— Exercise details —
Repeat, exactly and in full, the lines of the listing below, but without any pictures.

— Stored data —
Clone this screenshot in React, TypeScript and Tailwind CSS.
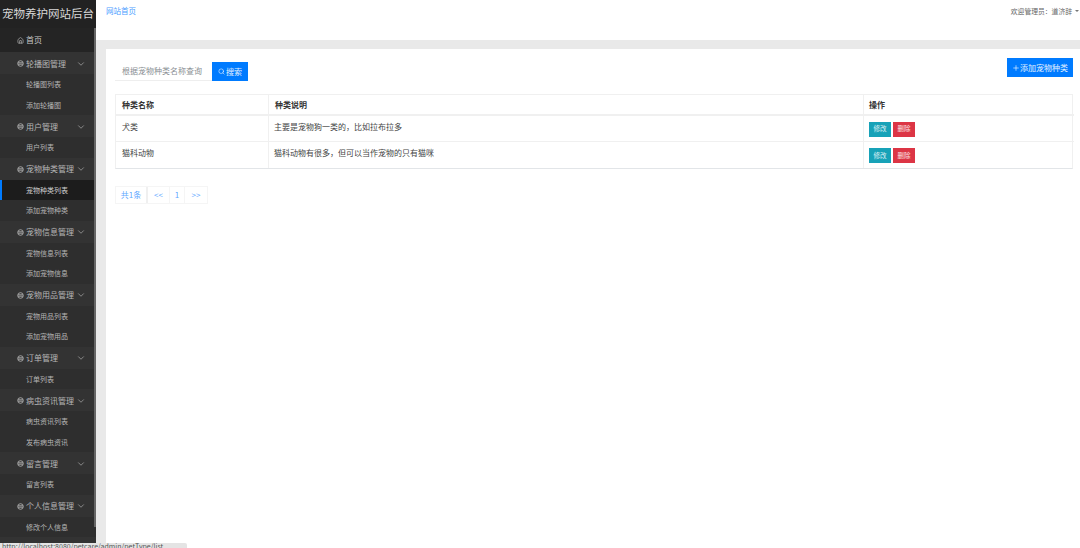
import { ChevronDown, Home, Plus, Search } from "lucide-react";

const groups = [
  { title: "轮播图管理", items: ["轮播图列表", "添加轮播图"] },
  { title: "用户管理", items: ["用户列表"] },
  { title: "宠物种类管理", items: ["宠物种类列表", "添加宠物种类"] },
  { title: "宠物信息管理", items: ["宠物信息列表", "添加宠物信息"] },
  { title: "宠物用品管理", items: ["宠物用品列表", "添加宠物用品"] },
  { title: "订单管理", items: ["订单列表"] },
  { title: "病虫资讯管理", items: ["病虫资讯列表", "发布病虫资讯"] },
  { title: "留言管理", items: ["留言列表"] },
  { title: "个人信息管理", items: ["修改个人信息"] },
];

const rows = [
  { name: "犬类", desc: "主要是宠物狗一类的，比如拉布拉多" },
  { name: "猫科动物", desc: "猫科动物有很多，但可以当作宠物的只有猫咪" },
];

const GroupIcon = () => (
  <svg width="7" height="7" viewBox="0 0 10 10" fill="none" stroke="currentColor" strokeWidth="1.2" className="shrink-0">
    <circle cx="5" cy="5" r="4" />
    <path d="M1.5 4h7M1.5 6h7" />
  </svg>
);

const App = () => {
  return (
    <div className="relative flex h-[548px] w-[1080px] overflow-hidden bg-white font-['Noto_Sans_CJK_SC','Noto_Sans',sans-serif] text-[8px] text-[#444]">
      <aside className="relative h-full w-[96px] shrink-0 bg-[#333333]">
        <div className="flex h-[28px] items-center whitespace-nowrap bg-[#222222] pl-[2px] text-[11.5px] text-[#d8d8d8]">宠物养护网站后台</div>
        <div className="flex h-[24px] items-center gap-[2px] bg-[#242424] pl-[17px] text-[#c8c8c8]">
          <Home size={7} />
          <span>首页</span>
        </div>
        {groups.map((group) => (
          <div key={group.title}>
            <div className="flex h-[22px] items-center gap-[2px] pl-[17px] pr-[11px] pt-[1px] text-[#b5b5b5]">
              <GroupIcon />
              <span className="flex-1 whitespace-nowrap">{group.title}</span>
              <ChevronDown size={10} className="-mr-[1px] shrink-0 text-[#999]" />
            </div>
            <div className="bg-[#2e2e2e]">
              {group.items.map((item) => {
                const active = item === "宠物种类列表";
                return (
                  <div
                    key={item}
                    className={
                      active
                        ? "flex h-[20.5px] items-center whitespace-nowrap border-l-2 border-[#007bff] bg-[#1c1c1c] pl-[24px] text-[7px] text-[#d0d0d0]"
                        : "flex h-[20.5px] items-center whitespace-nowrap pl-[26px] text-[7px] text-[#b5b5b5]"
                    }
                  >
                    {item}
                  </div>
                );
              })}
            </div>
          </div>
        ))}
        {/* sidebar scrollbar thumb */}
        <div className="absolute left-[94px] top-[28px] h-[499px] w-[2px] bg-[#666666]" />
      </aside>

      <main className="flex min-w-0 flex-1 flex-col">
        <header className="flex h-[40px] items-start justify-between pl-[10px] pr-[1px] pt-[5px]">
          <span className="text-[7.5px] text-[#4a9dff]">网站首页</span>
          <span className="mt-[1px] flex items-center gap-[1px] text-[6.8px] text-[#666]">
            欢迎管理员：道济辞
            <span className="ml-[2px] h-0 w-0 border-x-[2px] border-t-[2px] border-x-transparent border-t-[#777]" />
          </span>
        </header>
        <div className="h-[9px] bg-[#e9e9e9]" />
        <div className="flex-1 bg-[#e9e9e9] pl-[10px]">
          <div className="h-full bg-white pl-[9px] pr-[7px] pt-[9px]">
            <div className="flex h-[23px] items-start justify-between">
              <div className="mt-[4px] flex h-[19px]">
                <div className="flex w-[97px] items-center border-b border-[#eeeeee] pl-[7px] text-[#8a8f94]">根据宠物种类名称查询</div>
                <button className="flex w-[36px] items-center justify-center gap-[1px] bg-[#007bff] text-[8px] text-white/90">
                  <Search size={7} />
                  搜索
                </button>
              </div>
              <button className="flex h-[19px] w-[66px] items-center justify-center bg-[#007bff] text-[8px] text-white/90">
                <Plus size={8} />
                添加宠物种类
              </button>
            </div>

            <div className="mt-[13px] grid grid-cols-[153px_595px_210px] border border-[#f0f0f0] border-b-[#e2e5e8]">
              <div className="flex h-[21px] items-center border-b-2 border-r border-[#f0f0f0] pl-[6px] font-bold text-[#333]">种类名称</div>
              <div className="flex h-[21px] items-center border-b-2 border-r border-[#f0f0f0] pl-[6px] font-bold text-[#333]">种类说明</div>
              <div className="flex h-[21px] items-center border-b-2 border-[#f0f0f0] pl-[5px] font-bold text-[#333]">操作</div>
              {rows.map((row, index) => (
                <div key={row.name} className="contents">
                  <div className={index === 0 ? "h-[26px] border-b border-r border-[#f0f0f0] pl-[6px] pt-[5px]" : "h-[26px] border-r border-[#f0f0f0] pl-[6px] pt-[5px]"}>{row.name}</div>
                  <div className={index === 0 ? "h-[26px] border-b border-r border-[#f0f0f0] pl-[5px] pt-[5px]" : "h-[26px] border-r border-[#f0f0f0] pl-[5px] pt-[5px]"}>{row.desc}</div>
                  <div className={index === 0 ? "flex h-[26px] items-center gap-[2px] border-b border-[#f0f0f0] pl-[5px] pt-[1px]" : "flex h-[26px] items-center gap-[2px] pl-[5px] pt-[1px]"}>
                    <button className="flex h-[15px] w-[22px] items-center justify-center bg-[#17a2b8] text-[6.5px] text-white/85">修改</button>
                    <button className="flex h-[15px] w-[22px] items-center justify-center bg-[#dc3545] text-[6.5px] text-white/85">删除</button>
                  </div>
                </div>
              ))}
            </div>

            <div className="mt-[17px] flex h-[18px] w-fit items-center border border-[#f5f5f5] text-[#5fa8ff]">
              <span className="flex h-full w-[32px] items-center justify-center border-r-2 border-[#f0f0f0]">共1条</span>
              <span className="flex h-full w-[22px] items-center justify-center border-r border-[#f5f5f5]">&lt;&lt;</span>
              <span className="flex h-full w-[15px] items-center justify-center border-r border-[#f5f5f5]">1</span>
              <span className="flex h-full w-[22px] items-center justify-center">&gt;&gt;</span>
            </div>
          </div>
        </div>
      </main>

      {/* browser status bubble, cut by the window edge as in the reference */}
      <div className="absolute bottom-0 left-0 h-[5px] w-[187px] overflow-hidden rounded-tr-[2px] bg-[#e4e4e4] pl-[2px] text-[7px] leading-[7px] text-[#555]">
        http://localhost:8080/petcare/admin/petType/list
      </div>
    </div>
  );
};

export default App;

— Response to this task —
Clone this screenshot in React, TypeScript and Tailwind CSS.
import { ChevronDown, Home, Plus, Search } from "lucide-react";

const groups = [
  { title: "轮播图管理", items: ["轮播图列表", "添加轮播图"] },
  { title: "用户管理", items: ["用户列表"] },
  { title: "宠物种类管理", items: ["宠物种类列表", "添加宠物种类"] },
  { title: "宠物信息管理", items: ["宠物信息列表", "添加宠物信息"] },
  { title: "宠物用品管理", items: ["宠物用品列表", "添加宠物用品"] },
  { title: "订单管理", items: ["订单列表"] },
  { title: "病虫资讯管理", items: ["病虫资讯列表", "发布病虫资讯"] },
  { title: "留言管理", items: ["留言列表"] },
  { title: "个人信息管理", items: ["修改个人信息"] },
];

const rows = [
  { name: "犬类", desc: "主要是宠物狗一类的，比如拉布拉多" },
  { name: "猫科动物", desc: "猫科动物有很多，但可以当作宠物的只有猫咪" },
];

const GroupIcon = () => (
  <svg width="7" height="7" viewBox="0 0 10 10" fill="none" stroke="currentColor" strokeWidth="1.2" className="shrink-0">
    <circle cx="5" cy="5" r="4" />
    <path d="M1.5 4h7M1.5 6h7" />
  </svg>
);

const App = () => {
  return (
    <div className="relative flex h-[548px] w-[1080px] overflow-hidden bg-white font-['Noto_Sans_CJK_SC','Noto_Sans',sans-serif] text-[8px] text-[#444]">
      <aside className="relative h-full w-[96px] shrink-0 bg-[#333333]">
        <div className="flex h-[28px] items-center whitespace-nowrap bg-[#222222] pl-[2px] text-[11.5px] text-[#d8d8d8]">宠物养护网站后台</div>
        <div className="flex h-[24px] items-center gap-[2px] bg-[#242424] pl-[17px] text-[#c8c8c8]">
          <Home size={7} />
          <span>首页</span>
        </div>
        {groups.map((group) => (
          <div key={group.title}>
            <div className="flex h-[22px] items-center gap-[2px] pl-[17px] pr-[11px] pt-[1px] text-[#b5b5b5]">
              <GroupIcon />
              <span className="flex-1 whitespace-nowrap">{group.title}</span>
              <ChevronDown size={10} className="-mr-[1px] shrink-0 text-[#999]" />
            </div>
            <div className="bg-[#2e2e2e]">
              {group.items.map((item) => {
                const active = item === "宠物种类列表";
                return (
                  <div
                    key={item}
                    className={
                      active
                        ? "flex h-[20.5px] items-center whitespace-nowrap border-l-2 border-[#007bff] bg-[#1c1c1c] pl-[24px] text-[7px] text-[#d0d0d0]"
                        : "flex h-[20.5px] items-center whitespace-nowrap pl-[26px] text-[7px] text-[#b5b5b5]"
                    }
                  >
                    {item}
                  </div>
                );
              })}
            </div>
          </div>
        ))}
        {/* sidebar scrollbar thumb */}
        <div className="absolute left-[94px] top-[28px] h-[499px] w-[2px] bg-[#666666]" />
      </aside>

      <main className="flex min-w-0 flex-1 flex-col">
        <header className="flex h-[40px] items-start justify-between pl-[10px] pr-[1px] pt-[5px]">
          <span className="text-[7.5px] text-[#4a9dff]">网站首页</span>
          <span className="mt-[1px] flex items-center gap-[1px] text-[6.8px] text-[#666]">
            欢迎管理员：道济辞
            <span className="ml-[2px] h-0 w-0 border-x-[2px] border-t-[2px] border-x-transparent border-t-[#777]" />
          </span>
        </header>
        <div className="h-[9px] bg-[#e9e9e9]" />
        <div className="flex-1 bg-[#e9e9e9] pl-[10px]">
          <div className="h-full bg-white pl-[9px] pr-[7px] pt-[9px]">
            <div className="flex h-[23px] items-start justify-between">
              <div className="mt-[4px] flex h-[19px]">
                <div className="flex w-[97px] items-center border-b border-[#eeeeee] pl-[7px] text-[#8a8f94]">根据宠物种类名称查询</div>
                <button className="flex w-[36px] items-center justify-center gap-[1px] bg-[#007bff] text-[8px] text-white/90">
                  <Search size={7} />
                  搜索
                </button>
              </div>
              <button className="flex h-[19px] w-[66px] items-center justify-center bg-[#007bff] text-[8px] text-white/90">
                <Plus size={8} />
                添加宠物种类
              </button>
            </div>

            <div className="mt-[13px] grid grid-cols-[153px_595px_210px] border border-[#f0f0f0] border-b-[#e2e5e8]">
              <div className="flex h-[21px] items-center border-b-2 border-r border-[#f0f0f0] pl-[6px] font-bold text-[#333]">种类名称</div>
              <div className="flex h-[21px] items-center border-b-2 border-r border-[#f0f0f0] pl-[6px] font-bold text-[#333]">种类说明</div>
              <div className="flex h-[21px] items-center border-b-2 border-[#f0f0f0] pl-[5px] font-bold text-[#333]">操作</div>
              {rows.map((row, index) => (
                <div key={row.name} className="contents">
                  <div className={index === 0 ? "h-[26px] border-b border-r border-[#f0f0f0] pl-[6px] pt-[5px]" : "h-[26px] border-r border-[#f0f0f0] pl-[6px] pt-[5px]"}>{row.name}</div>
                  <div className={index === 0 ? "h-[26px] border-b border-r border-[#f0f0f0] pl-[5px] pt-[5px]" : "h-[26px] border-r border-[#f0f0f0] pl-[5px] pt-[5px]"}>{row.desc}</div>
                  <div className={index === 0 ? "flex h-[26px] items-center gap-[2px] border-b border-[#f0f0f0] pl-[5px] pt-[1px]" : "flex h-[26px] items-center gap-[2px] pl-[5px] pt-[1px]"}>
                    <button className="flex h-[15px] w-[22px] items-center justify-center bg-[#17a2b8] text-[6.5px] text-white/85">修改</button>
                    <button className="flex h-[15px] w-[22px] items-center justify-center bg-[#dc3545] text-[6.5px] text-white/85">删除</button>
                  </div>
                </div>
              ))}
            </div>

            <div className="mt-[17px] flex h-[18px] w-fit items-center border border-[#f5f5f5] text-[#5fa8ff]">
              <span className="flex h-full w-[32px] items-center justify-center border-r-2 border-[#f0f0f0]">共1条</span>
              <span className="flex h-full w-[22px] items-center justify-center border-r border-[#f5f5f5]">&lt;&lt;</span>
              <span className="flex h-full w-[15px] items-center justify-center border-r border-[#f5f5f5]">1</span>
              <span className="flex h-full w-[22px] items-center justify-center">&gt;&gt;</span>
            </div>
          </div>
        </div>
      </main>

      {/* browser status bubble, cut by the window edge as in the reference */}
      <div className="absolute bottom-0 left-0 h-[5px] w-[187px] overflow-hidden rounded-tr-[2px] bg-[#e4e4e4] pl-[2px] text-[7px] leading-[7px] text-[#555]">
        http://localhost:8080/petcare/admin/petType/list
      </div>
    </div>
  );
};

export default App;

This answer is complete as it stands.